▶ _Exercise task_
Find the lines that hold the word "styles" and return them.

▶ _Information supplied_
☆ ☆ ☆

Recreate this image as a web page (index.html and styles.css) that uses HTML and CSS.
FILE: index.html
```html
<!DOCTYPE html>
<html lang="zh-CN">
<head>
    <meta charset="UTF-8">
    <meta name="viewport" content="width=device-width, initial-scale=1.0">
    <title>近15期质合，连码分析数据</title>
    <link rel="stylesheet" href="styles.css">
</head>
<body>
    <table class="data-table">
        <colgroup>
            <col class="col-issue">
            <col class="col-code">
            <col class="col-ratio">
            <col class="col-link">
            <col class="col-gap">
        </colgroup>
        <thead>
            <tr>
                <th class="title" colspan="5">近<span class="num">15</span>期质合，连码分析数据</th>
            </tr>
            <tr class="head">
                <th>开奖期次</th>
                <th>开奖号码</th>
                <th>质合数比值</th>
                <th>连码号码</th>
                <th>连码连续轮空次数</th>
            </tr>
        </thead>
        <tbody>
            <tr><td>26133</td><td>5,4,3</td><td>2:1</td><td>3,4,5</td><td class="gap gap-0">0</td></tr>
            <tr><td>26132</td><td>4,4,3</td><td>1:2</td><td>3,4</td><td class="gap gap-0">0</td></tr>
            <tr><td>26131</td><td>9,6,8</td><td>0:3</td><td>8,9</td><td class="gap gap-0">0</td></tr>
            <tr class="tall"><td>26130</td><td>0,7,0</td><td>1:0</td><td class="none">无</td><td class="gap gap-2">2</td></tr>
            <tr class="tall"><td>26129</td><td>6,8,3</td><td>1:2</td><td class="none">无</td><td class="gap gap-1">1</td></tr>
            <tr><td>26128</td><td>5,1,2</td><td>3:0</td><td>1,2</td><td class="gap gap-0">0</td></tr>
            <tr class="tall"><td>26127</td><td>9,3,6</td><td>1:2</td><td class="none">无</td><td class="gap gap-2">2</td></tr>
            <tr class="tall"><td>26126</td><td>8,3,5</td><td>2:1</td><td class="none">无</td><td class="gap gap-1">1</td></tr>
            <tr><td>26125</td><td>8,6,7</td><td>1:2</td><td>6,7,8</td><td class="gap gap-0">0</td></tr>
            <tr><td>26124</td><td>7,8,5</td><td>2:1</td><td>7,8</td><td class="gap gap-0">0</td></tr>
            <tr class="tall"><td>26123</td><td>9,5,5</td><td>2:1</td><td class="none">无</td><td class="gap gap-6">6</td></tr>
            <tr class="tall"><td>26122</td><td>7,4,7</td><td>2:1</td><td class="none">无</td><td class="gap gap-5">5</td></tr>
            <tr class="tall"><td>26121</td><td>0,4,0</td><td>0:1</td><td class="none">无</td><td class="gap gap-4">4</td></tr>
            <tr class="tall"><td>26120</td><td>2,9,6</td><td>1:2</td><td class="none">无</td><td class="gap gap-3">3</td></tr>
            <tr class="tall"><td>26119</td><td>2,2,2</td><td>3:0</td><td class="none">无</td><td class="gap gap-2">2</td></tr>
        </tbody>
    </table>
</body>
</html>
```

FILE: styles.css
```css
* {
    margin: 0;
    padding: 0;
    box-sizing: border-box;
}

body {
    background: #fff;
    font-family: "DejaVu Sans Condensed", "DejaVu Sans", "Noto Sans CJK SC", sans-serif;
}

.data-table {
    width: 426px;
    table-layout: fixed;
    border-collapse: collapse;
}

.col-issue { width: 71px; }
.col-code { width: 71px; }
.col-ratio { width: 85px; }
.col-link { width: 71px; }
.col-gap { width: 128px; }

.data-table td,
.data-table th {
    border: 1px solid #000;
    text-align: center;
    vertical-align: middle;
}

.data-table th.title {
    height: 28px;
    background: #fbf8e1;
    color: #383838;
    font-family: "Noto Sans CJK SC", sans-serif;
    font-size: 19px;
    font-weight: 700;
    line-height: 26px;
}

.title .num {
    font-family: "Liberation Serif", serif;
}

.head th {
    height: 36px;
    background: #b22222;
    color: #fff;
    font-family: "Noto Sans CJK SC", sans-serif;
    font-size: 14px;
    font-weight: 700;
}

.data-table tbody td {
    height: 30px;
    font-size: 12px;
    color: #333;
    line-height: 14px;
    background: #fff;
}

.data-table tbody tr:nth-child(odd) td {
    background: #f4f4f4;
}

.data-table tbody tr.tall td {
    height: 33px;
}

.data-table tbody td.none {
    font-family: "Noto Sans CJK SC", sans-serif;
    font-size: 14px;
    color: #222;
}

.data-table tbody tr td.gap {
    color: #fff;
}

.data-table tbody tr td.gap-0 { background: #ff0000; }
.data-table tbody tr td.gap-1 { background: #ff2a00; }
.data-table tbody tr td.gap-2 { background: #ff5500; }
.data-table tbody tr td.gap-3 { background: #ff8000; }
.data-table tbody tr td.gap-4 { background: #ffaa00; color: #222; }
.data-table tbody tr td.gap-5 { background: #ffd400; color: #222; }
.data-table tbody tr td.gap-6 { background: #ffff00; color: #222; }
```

☆ ☆ ☆

▶ _Reply to the task_
Recreate this image as a web page (index.html and styles.css) that uses HTML and CSS.
    <link rel="stylesheet" href="styles.css">
FILE: styles.css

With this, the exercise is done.